Last
week’s media coverage of the Obama administration’s newly-proposed fracking
rules focused so heavily on how drilling companies would have to disclose the
chemicals they use that it largely overlooked the toughest provisions: Drillers
would be required to test the physical integrity of their wells, and more water
would be protected from drilling. Since many wells fail because the cement and
casings crack, the new tests could prevent dangerous leakages.

One major limitation: Although widely
understood as “national” guidelines, the draft rules would in fact only apply
to a sliver of the nation’s natural gas supply. That’s because they would apply
to mineral rights managed by the Bureau of Land Management, which means areas
beneath most BLM and tribal land, but scarcely any U.S. Forest
Service, private or state-owned lands – where most drilling occurs. Industry has criticized the proposed rules as too restrictive.

The draft rules would require companies to conduct
“mechanical integrity tests.” These include pressure tests to make sure that the
well can withstand the highly pressurized fluid used for fracking. Ensuring
that wells are properly sealed is considered critical for preventing water and
ground contamination.

The proposed rules also expand the scope of water protected from
drilling to include not just fresh water but all “usable water” – meaning
lower quality water used for agriculture and construction, as
well as water that can be treated to make potable. Currently, only water with up to 5,000 parts per
million of total dissolved solids is protected by the BLM. The new rules would expand
that definition to include water with up to 10,000 parts per million, which
matches the EPA’s definition for an underground
source of drinking water
.

“The
proposed rule will modernize our management of well stimulation activities
– including hydraulic fracturing – to make sure that fracturing
operations conducted on public and Indian lands follow common-sense industry
best practices,” Secretary of the Interior Ken Salazar said in a statement.

The lands covered by the proposed rules are the
source of “11 percent of the Nation’s natural
gas supply
and five percent of its oil,”
according to the BLM. About 3,400 wells are drilled on these
lands each year, according to the bureau, and 90 percent of those wells use
hydraulic fracturing, a technique to extract natural gas by injecting into the
earth highly pressurized fluids laden with chemicals, sometimes including
potentially toxic ones such as benzene and lead.

Environmental
activists wonder how likely the rules are to be enforced.

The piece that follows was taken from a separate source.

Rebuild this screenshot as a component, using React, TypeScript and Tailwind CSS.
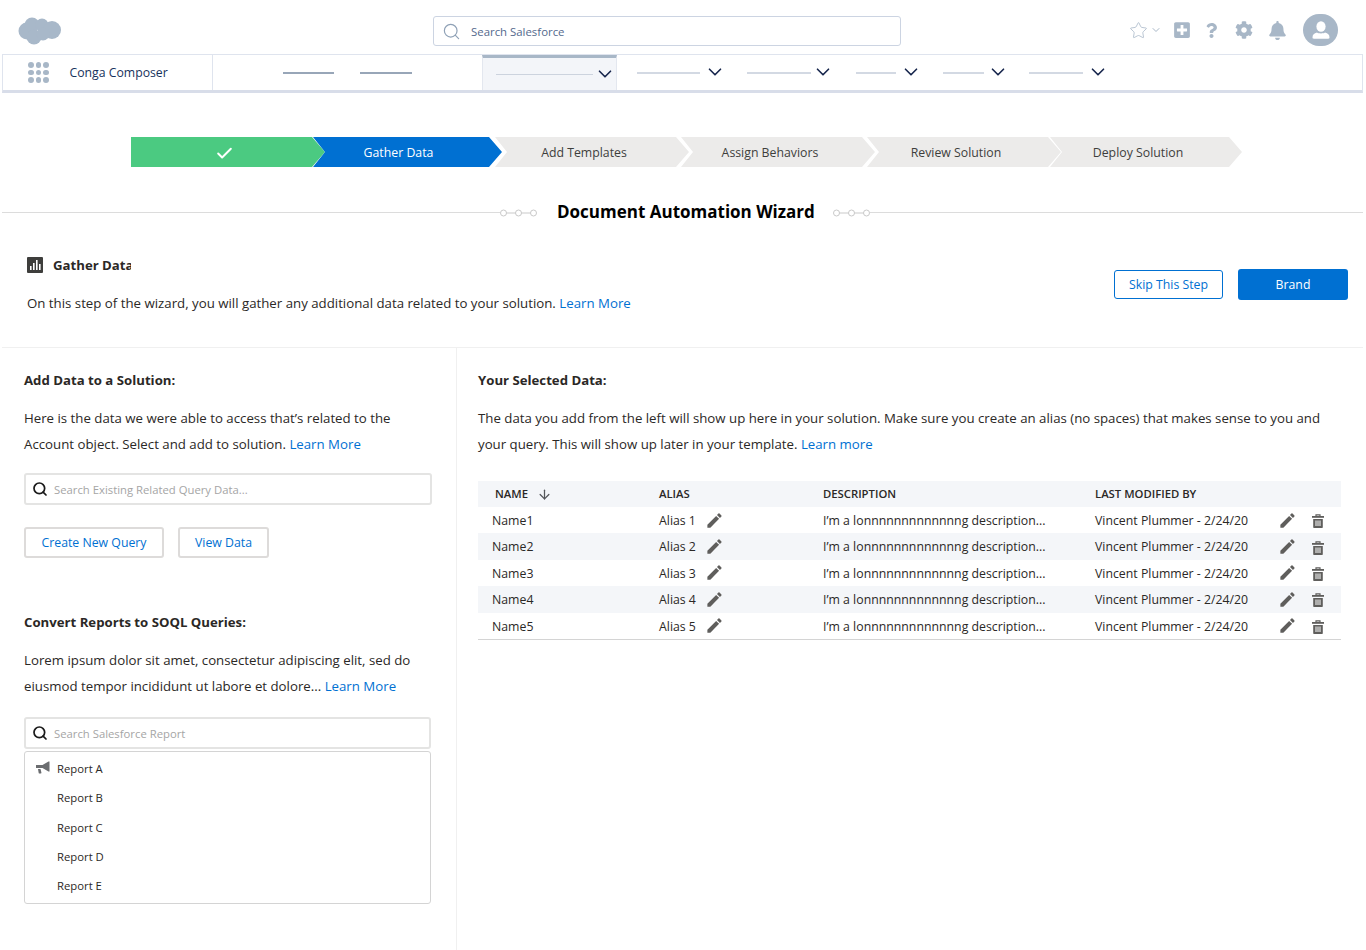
import { ArrowDown, Check, ChevronDown, Search, Star } from "lucide-react";
import { FaBell, FaCog, FaPlusSquare, FaQuestion } from "react-icons/fa";
import { MdEdit } from "react-icons/md";

const navItems = [
  { line: 97, ml: "", chevron: "ml-[1px]", active: true },
  { line: 63, ml: "ml-[20px]", chevron: "ml-[4px]" },
  { line: 64, ml: "ml-[21px]", chevron: "ml-[1px]" },
  { line: 40, ml: "ml-[22px]", chevron: "ml-[4px]" },
  { line: 41, ml: "ml-[21px]", chevron: "ml-[3px]" },
  { line: 54, ml: "ml-[20px]", chevron: "ml-[4px]" },
];

const steps = [
  { label: "", w: "w-[194px]", ml: "ml-[131px]", cls: "bg-[#4bca81] text-white pr-[8px]", first: true },
  { label: "Gather Data", w: "w-[189px]", ml: "-ml-[12px]", cls: "bg-[#0070d2] text-white pr-[18px]" },
  { label: "Add Templates", w: "w-[194px]", ml: "-ml-[7px]", cls: "bg-[#ecebea] text-[#3e3e3c] pr-[16px]" },
  { label: "Assign Behaviors", w: "w-[194px]", ml: "-ml-[8px]", cls: "bg-[#ecebea] text-[#3e3e3c] pr-[16px]" },
  { label: "Review Solution", w: "w-[194px]", ml: "-ml-[8px]", cls: "bg-[#ecebea] text-[#3e3e3c] pr-[16px]" },
  { label: "Deploy Solution", w: "w-[192px]", ml: "-ml-[11px]", cls: "bg-[#ecebea] text-[#3e3e3c] pr-[16px]" },
];

const rows = [
  { name: "Name1", alias: "Alias 1" },
  { name: "Name2", alias: "Alias 2" },
  { name: "Name3", alias: "Alias 3" },
  { name: "Name4", alias: "Alias 4" },
  { name: "Name5", alias: "Alias 5" },
];

function CloudLogo() {
  return (
    <svg width="44" height="28" viewBox="0 0 44 28" fill="#a8b8c9">
      <circle cx="9" cy="14" r="8.5" />
      <circle cx="14" cy="8" r="7.5" />
      <circle cx="24" cy="8" r="6.5" />
      <circle cx="34" cy="13" r="9" />
      <circle cx="16" cy="20" r="7.5" />
      <circle cx="25" cy="17" r="6.5" />
    </svg>
  );
}

function Waffle() {
  return (
    <div className="grid grid-cols-3 gap-[2px]">
      {Array.from({ length: 9 }).map((_, i) => (
        <span key={i} className="h-[5.5px] w-[5.5px] rounded-full bg-[#a8b7c7]" />
      ))}
    </div>
  );
}

function Ornament() {
  return (
    <svg width="37" height="8" viewBox="0 0 37 8" fill="none" stroke="#c9c9c9" className="mt-[2px]">
      <circle cx="3.500" cy="4" r="3" />
      <circle cx="18.500" cy="4" r="3" />
      <circle cx="33.500" cy="4" r="3" />
      <path d="M6.500 4h9M21.500 4h9" />
    </svg>
  );
}

function ChartIcon() {
  return (
    <svg width="16" height="16" viewBox="0 0 16 16">
      <rect width="16" height="16" rx="1" fill="#3e3e3c" />
      <path d="M3 9h1.600v4H3zM6 6h1.600v7H6zM9 3h1.600v10H9zM12 7h1.600v6H12z" fill="#fff" />
    </svg>
  );
}

function BullhornIcon() {
  return (
    <svg width="14" height="14" viewBox="0 0 14 14" fill="#6b6d70" className="-mt-[3px]">
      <path d="M0 4h6.500L12.500.5h1v10h-1L6.500 7H0z" />
      <path d="M2 8h2.500l.9 3.500a.8.8 0 0 1-.8 1H3.500a.8.8 0 0 1-.8-.6z" />
    </svg>
  );
}

function TrashIcon() {
  return (
    <svg width="12" height="14" viewBox="0 0 12 14" className="ml-[15px]">
      <path d="M4 2V.8h4V2" fill="none" stroke="#5f5e5c" strokeWidth="1.200" />
      <rect y="2" width="12" height="1.800" fill="#5f5e5c" />
      <path d="M1.200 5h9.600v8.200a.8.8 0 0 1-.8.800H2a.8.8 0 0 1-.8-.8z" fill="#5f5e5c" />
      <path d="M3.500 6.500h1v5.500h-1zM5.500 6.500h1v5.500h-1zM7.500 6.500h1v5.500h-1z" fill="#fff" />
    </svg>
  );
}

function AvatarIcon() {
  return (
    <div className="flex h-[32px] w-[35px] items-center justify-center rounded-full bg-[#a8b7c7]">
      <svg width="20" height="20" viewBox="0 0 20 20" fill="#fff">
        <ellipse cx="10" cy="6.500" rx="4.600" ry="5.300" />
        <path d="M1.500 17.500c0-3 1.600-4 4.500-5 1.200 1.200 6.800 1.200 8 0 2.900 1 4.500 2 4.500 5 0 .8-.6 1.200-1.200 1.200H2.700c-.6 0-1.200-.4-1.200-1.200z" />
      </svg>
    </div>
  );
}

function OutlineButton({ label, className }: { label: string; className: string }) {
  return (
    <button className={`flex h-[31px] items-center justify-center rounded-[3px] border-2 border-[#dddbda] bg-white pt-[2px] text-[12.3px] text-[#0070d2] ${className}`}>
      {label}
    </button>
  );
}

function SearchField({ placeholder }: { placeholder: string }) {
  return (
    <div className="flex h-[32px] items-center rounded-[3px] border-2 border-[#e4e4e3] bg-white pl-[6px] text-[11.3px] text-[#a5a5a5]">
      <Search size={16} strokeWidth={2.6} className="text-[#1a1a1a]" />
      <span className="ml-[6px] pt-[3px]">{placeholder}</span>
    </div>
  );
}

export default function App() {
  return (
    <div className="h-[950px] w-full overflow-hidden bg-white font-['Open_Sans',sans-serif] text-[#2b2826]">
      <header className="flex h-[54px] items-center">
        <div className="ml-[18px] mt-[7px] w-[415px]">
          <CloudLogo />
        </div>
        <div className="mt-[8px] flex h-[30px] w-[468px] items-center rounded-[3px] border border-[#ccd4e2] pl-[8px] text-[11.400px] text-[#54698d]">
          <Search size={19} strokeWidth={1.500} className="text-[#8fa1b6]" />
          <span className="ml-[10px] pt-[1px]">Search Salesforce</span>
        </div>
        <div className="ml-[228px] mt-[6px] flex items-center text-[#a8b7c7]">
          <Star size={19} strokeWidth={1} />
          <ChevronDown size={12} className="ml-[2px]" />
          <FaPlusSquare size={18} className="ml-[11px]" />
          <FaQuestion size={15} className="ml-[13px]" />
          <FaCog size={18} className="ml-[16px]" />
          <FaBell size={19} className="ml-[15px]" />
          <div className="ml-[16px]">
            <AvatarIcon />
          </div>
        </div>
      </header>

      <nav className="ml-[2px] mr-[3px] flex h-[39px] items-stretch border border-b-[3px] border-[#dfe4ee] border-b-[#d8dde9]">
        <div className="flex w-[210px] items-center border-r border-[#dfe4ee] pl-[25px]">
          <Waffle />
          <span className="ml-[21px] pt-[1px] text-[12.250px] text-[#16325c]">Conga Composer</span>
        </div>
        <div className="ml-[70px] flex items-center">
          <span className="h-[2px] w-[51px] bg-[#98a6b8]" />
          <span className="ml-[26px] h-[2px] w-[52px] bg-[#98a6b8]" />
        </div>
        <div className="ml-[70px] flex items-center">
          {navItems.map((item, i) =>
            item.active ? (
              <div key={i} className="flex h-[35px] w-[135px] items-center border-x border-t-[3px] border-[#e3e7ef] border-t-[#a8b7c7] bg-[#f3f5f9] pl-[13px]">
                <span className="h-[1px] bg-[#ccd3de]" style={{ width: item.line }} />
                <ChevronDown size={22} strokeWidth={1.800} className={`${item.chevron} text-[#16254c]`} />
              </div>
            ) : (
              <div key={i} className={`flex items-center ${item.ml}`}>
                <span className="h-[2px] bg-[#d3d9e3]" style={{ width: item.line }} />
                <ChevronDown size={22} strokeWidth={1.800} className={`${item.chevron} mb-[2px] text-[#16254c]`} />
              </div>
            )
          )}
        </div>
      </nav>

      <div className="mt-[44px] flex h-[30px]">
        {steps.map((step, i) => (
          <div
            key={i}
            className={`flex shrink-0 items-center justify-center pt-[2px] text-[12.300px] ${step.w} ${step.ml} ${step.cls} ${
              step.first
                ? "[clip-path:polygon(0_0,calc(100%-13px)_0,100%_50%,calc(100%-13px)_100%,0_100%)]"
                : "[clip-path:polygon(0_0,calc(100%-13px)_0,100%_50%,calc(100%-13px)_100%,0_100%,12px_50%)]"
            }`}
          >
            {step.first ? <Check size={19} strokeWidth={2.500} /> : step.label}
          </div>
        ))}
      </div>

      <div className="ml-[2px] mr-[3px] mt-[32px] flex h-[25px] items-center">
        <div className="mt-[2px] h-px w-[498px] bg-[#dcdcdc]" />
        <Ornament />
        <h1 className="ml-[20px] mr-[18px] text-[17px] font-bold text-black">Document Automation Wizard</h1>
        <Ornament />
        <div className="mt-[2px] h-px flex-1 bg-[#dcdcdc]" />
      </div>

      <section className="ml-[2px] mr-[3px] flex h-[124px] items-start justify-between border-b border-[#f0f0f0]">
        <div className="pl-[25px] pt-[32px]">
          <div className="flex h-[18px] items-center">
            <ChartIcon />
            <h2 className="ml-[10px] w-[78px] overflow-hidden whitespace-nowrap pt-[1px] text-[13.200px] font-bold">Gather Data</h2>
          </div>
          <p className="mt-[19px] text-[13.250px] leading-[20px]">
            On this step of the wizard, you will gather any additional data related to your solution.{" "}
            <a className="text-[#0070d2]">Learn More</a>
          </p>
        </div>
        <div className="mr-[15px] mt-[45px] flex items-center gap-[15px]">
          <button className="flex h-[29px] w-[109px] items-center justify-center rounded-[3px] border-[1.500px] border-[#0070d2] bg-white pt-[2px] text-[12.300px] text-[#0070d2]">
            Skip This Step
          </button>
          <button className="flex h-[31px] w-[110px] items-center justify-center rounded-[3px] bg-[#0070d2] pt-[2px] text-[12.300px] text-white">
            Brand
          </button>
        </div>
      </section>

      <div className="ml-[2px] mr-[3px] flex">
        <aside className="h-[602px] w-[455px] shrink-0 border-r border-[#f0f0f0] pl-[22px]">
          <h3 className="mt-[22px] text-[13.200px] font-bold leading-[20px]">Add Data to a Solution:</h3>
          <p className="mt-[15px] w-[400px] text-[13.250px] leading-[26px]">
            Here is the data we were able to access that’s related to the Account object. Select and add to solution.{" "}
            <a className="text-[#0070d2]">Learn More</a>
          </p>
          <div className="mt-[16px] w-[408px]">
            <SearchField placeholder="Search Existing Related Query Data..." />
          </div>
          <div className="mt-[22px] flex gap-[14px]">
            <OutlineButton label="Create New Query" className="w-[140px]" />
            <OutlineButton label="View Data" className="w-[91px]" />
          </div>

          <h3 className="mt-[54px] text-[13.200px] font-bold leading-[20px]">Convert Reports to SOQL Queries:</h3>
          <p className="mt-[15px] w-[400px] text-[13.250px] leading-[26px]">
            Lorem ipsum dolor sit amet, consectetur adipiscing elit, sed do eiusmod tempor incididunt ut labore et dolore...{" "}
            <a className="text-[#0070d2]">Learn More</a>
          </p>
          <div className="mt-[18px] w-[407px]">
            <SearchField placeholder="Search Salesforce Report" />
          </div>
          <div className="mt-[2px] h-[153px] w-[407px] rounded-[3px] border border-[#d4d4d4] pt-[3px] text-[11.300px]">
            {["Report A", "Report B", "Report C", "Report D", "Report E"].map((report, i) => (
              <div key={report} className="flex h-[29.300px] items-center pl-[11px]">
                <span className="flex w-[21px] items-center">{i === 0 && <BullhornIcon />}</span>
                {report}
              </div>
            ))}
          </div>
        </aside>

        <main className="flex-1 pl-[21px] pr-[22px]">
          <h3 className="mt-[22px] text-[13.200px] font-bold leading-[20px]">Your Selected Data:</h3>
          <p className="mt-[15px] text-[13.250px] leading-[26px]">
            The data you add from the left will show up here in your solution. Make sure you create an alias (no spaces) that makes sense to you and your query. This will show up later in your template.{" "}
            <a className="text-[#0070d2]">Learn more</a>
          </p>
          <div className="mt-[24px] border-b border-[#d4d4d4] text-[12.300px]">
            <div className="grid h-[26px] grid-cols-[181px_164px_272px_1fr] items-center bg-[#f4f6f9] text-[11.300px] font-semibold">
              <div className="flex items-center pl-[17px]">
                NAME
                <ArrowDown size={15} strokeWidth={2} className="ml-[9px] text-[#54565a]" />
              </div>
              <div>ALIAS</div>
              <div>DESCRIPTION</div>
              <div>LAST MODIFIED BY</div>
            </div>
            {rows.map((row, i) => (
              <div
                key={row.name}
                className={`grid h-[26.400px] grid-cols-[181px_164px_272px_1fr] items-center pt-[2px] ${i % 2 === 1 ? "bg-[#f4f6f9]" : "bg-white"}`}
              >
                <div className="pl-[14px]">{row.name}</div>
                <div className="flex items-center">
                  {row.alias}
                  <MdEdit size={19} className="-mt-[2px] ml-[9px] text-[#5f5e5c]" />
                </div>
                <div>I’m a lonnnnnnnnnnnnng description...</div>
                <div className="flex items-center">
                  <span className="w-[183px]">Vincent Plummer - 2/24/20</span>
                  <MdEdit size={19} className="-mt-[2px] text-[#5f5e5c]" />
                  <TrashIcon />
                </div>
              </div>
            ))}
          </div>
        </main>
      </div>
    </div>
  );
}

In New Mexico, for
example, the BLM oversees more than 30,000 active wells ­–
with only 69 inspectors
. “However strong the rules are, enforcement is only
as good as staff on the ground,” said attorney Erik Schlenker-Goodrich of the Western
Environmental Law Center.

Environmentalists
also lambasted a provision that would require companies to disclose the chemicals they use to
frack
on some
public lands. At issue was timing: The draft rule would allow companies to
complete drilling before they make public the chemicals they had injected into the
ground. Although some drilling
companies report the chemicals they use to online public
registries
, they
are not always required to do so. Many drillers claim that disclosure would
amount to revealing “trade secrets.”

The timing of disclosure matters. Landowners who want to see if a
nearby well is polluting their land or water need a baseline assessment of
chemicals that are present before drilling. If they don’t know the chemicals the
company will inject, the only way to get a baseline reading is to test for a
vast number of chemicals, an expensive and impractical undertaking.

“Knowing
after the fact is nice, but does not allow for any steps to be taken if the
chemicals being used are of concern to the public. I urge the Interior
Department to strengthen this rule,” Congressman
Maurice Hinchey (D-NY) said in a statement. Hinchey co-authored national legislation to give the EPA the power to monitor
all fracking activities in the U.S., which under current law the agency cannot regulate.

The proposed
disclosure rules would not demand much more than the standards some states already
have in place. For example Colorado and Wyoming have large swaths of public
lands targeted by the draft rules, but they already have disclosure regulations
that are equally stringent, if not more so, than the federal proposal. Colorado
requires that companies disclose the chemicals they use in addition to their
concentrations within 60 days of fracking activities. Wyoming requires
disclosure of chemicals both before and after fracking, although its regulation
has been criticized for not making all of those disclosures
public.

“It seems like BLM has looked at state rules as
a ceiling, not as a floor, for what should be done,” said attorney Schlenker-Goodrich, who charged
that the administration was putting forward “half-measures.”

Industry charges
that the rules would slow down drilling too much. The Independent
Petroleum Association of America and ExxonMobil did not immediately respond to
requests for comment, but the IPAA head Barry Russell
told Reuters
that the rules will “will undoubtedly insert an unnecessary
layer of rigidity into the permitting and development process.”

Once the
draft rule is published in the Federal Register, the BLM will take comments for
60 days before it finalizes the rule.